P.S. If you need any single solution for your project, I would recommend to store a single Hamilton cycle, and for any x,y just simply shift the sequence to get a valid solution.

Answer 3

ile's suggestions seem good. When I implemented just the one to consider first the candidates with lowest degree (number of possible moves from the position) in the graph (approximated by heading for the nearest of the four corners), the run time to find a solution for starting position x=2 and y=4 dropped from ten and a half hours to one minute and 15 seconds.

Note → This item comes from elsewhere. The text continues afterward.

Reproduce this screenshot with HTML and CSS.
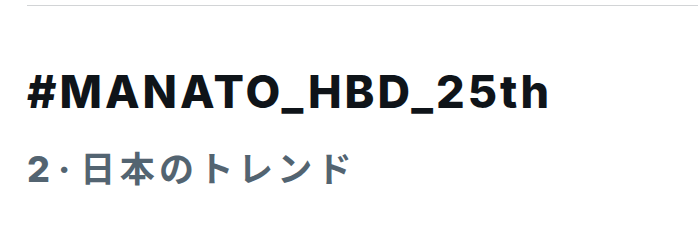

The program changes are:

// arrays of possible knight moves, for example 2nd move is [1,2]
// rearranged so that adjacent moves differ by 45 angular degrees
int ruch_x[]={  2,  1, -1, -2, -2, -1,  1,  2};
int ruch_y[]={  1,  2,  2,  1, -1, -2, -2, -1};

#include <stdlib.h>

//licz - variable for counting knights moves//
void konik(int szach[][size], int x, int y, int licz)
{
    szach[x][y]=licz;
    if (licz<size*size)
    {   static char firstmove[2][2][2] = { 1, 0, 6, 7, 2, 3, 5, 4 };
        int m = firstmove[x<size/2][y<size/2][abs(size-1-x*2)<abs(size-1-y*2)];
        for (int s=0; s<=7; s++) //loop that checks every possible knight move//
        {   static int ply[8] = { 0, -1, 1, -2, 2, -3, 3, -4 };
            int i = m+ply[s];   // firstmove towards corner, then back and forth
            if (i < 0) i += 8;
            else
            if (i > 7) i -= 8;
            // checking if candidate ...
            if (x+ruch_x[i]>=0&&x+ruch_x[i]<size    // not outside of the board
             && y+ruch_y[i]>=0&&y+ruch_y[i]<size
             && szach[x+ruch_x[i]][y+ruch_y[i]]==0  // not already visited
               )
                konik(szach, x+ruch_x[i], y+ruch_y[i], licz+1);
        }
    }

    if (done(szach)==1) return; //checking if whole board is filled with numbers
                                //if yes then skip zeroing current move//
    szach[x][y]=0;
}

By the way, the original program's behavior was not strictly defined, because szach[x+ruch_x[i]][y+ruch_y[i]] was checked before the check that x+ruch_x[i], y+ruch_y[i] is not outside of the board array.